La présence étrangère, qui ne se limite pas aux réfugiés juifs, est source de bien des tensions dans la France des années 1930 qui connaît une résurgence très forte de l’antisémitisme, en particulier depuis l’arrivée de Léon Blum à la présidence du Conseil, en mai 1936. Avec le temps, les partisans de l’accueil se réduisent à quelques organisations militantes proréfugiés, telles que la Ligue des Droits de l’Homme (LDH) ou la Ligue internationale contre l’antisémitisme (LICA). Il y a également de nombreuses associations juives, notamment consistoriales, qui sont au première loge pour prendre en charge les arrivants : elles jouent un rôle décisif pour fournir une aide matérielle aux réfugiés ainsi qu’une aide juridique face à une administration tatillonne et souvent peu compréhensive. Les partisans de l’accueil mettent en avant l’opportunité que constituent ces hommes et ces femmes pour les secteurs de l’économie nationale en manque de main d’œuvre. Ils font preuve de prudence, en raison du chômage. Il souligne également l’intérêt des avoirs financiers des réfugiés, susceptibles d’être investis, ou encore, sur un autre plan, leur patriotisme d’adoption, qui se vérifiera bien souvent au moment de la déclaration de guerre en septembre 1939.

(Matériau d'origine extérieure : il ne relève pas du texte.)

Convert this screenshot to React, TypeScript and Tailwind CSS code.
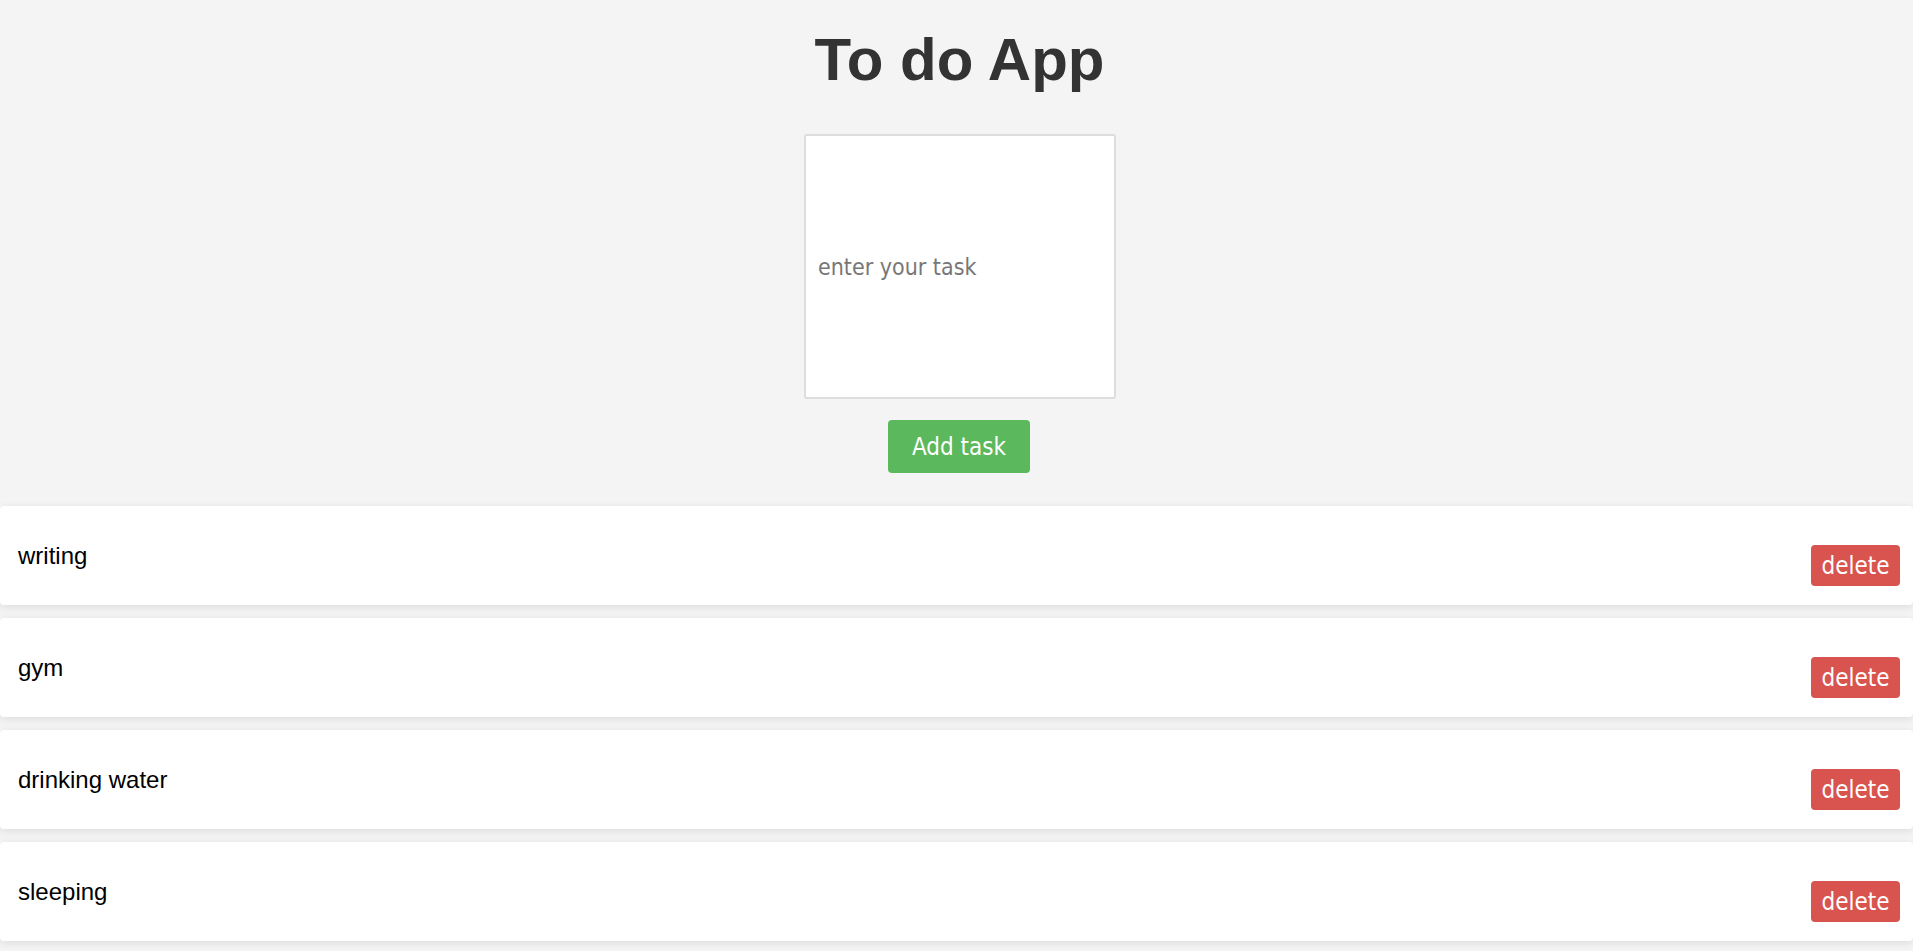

Face à ce pôle humanitaire, les discours antisémites et xénophobes se libèrent, avec leur cortège de stéréotypes traditionnels. Au-delà de la concurrence déloyale, dont beaucoup d’entre eux sont accusés, il existe aussi une méfiance à l’égard de ces étrangers dont une partie vient d’Allemagne et qui pourrait dissimuler en son sein des espions.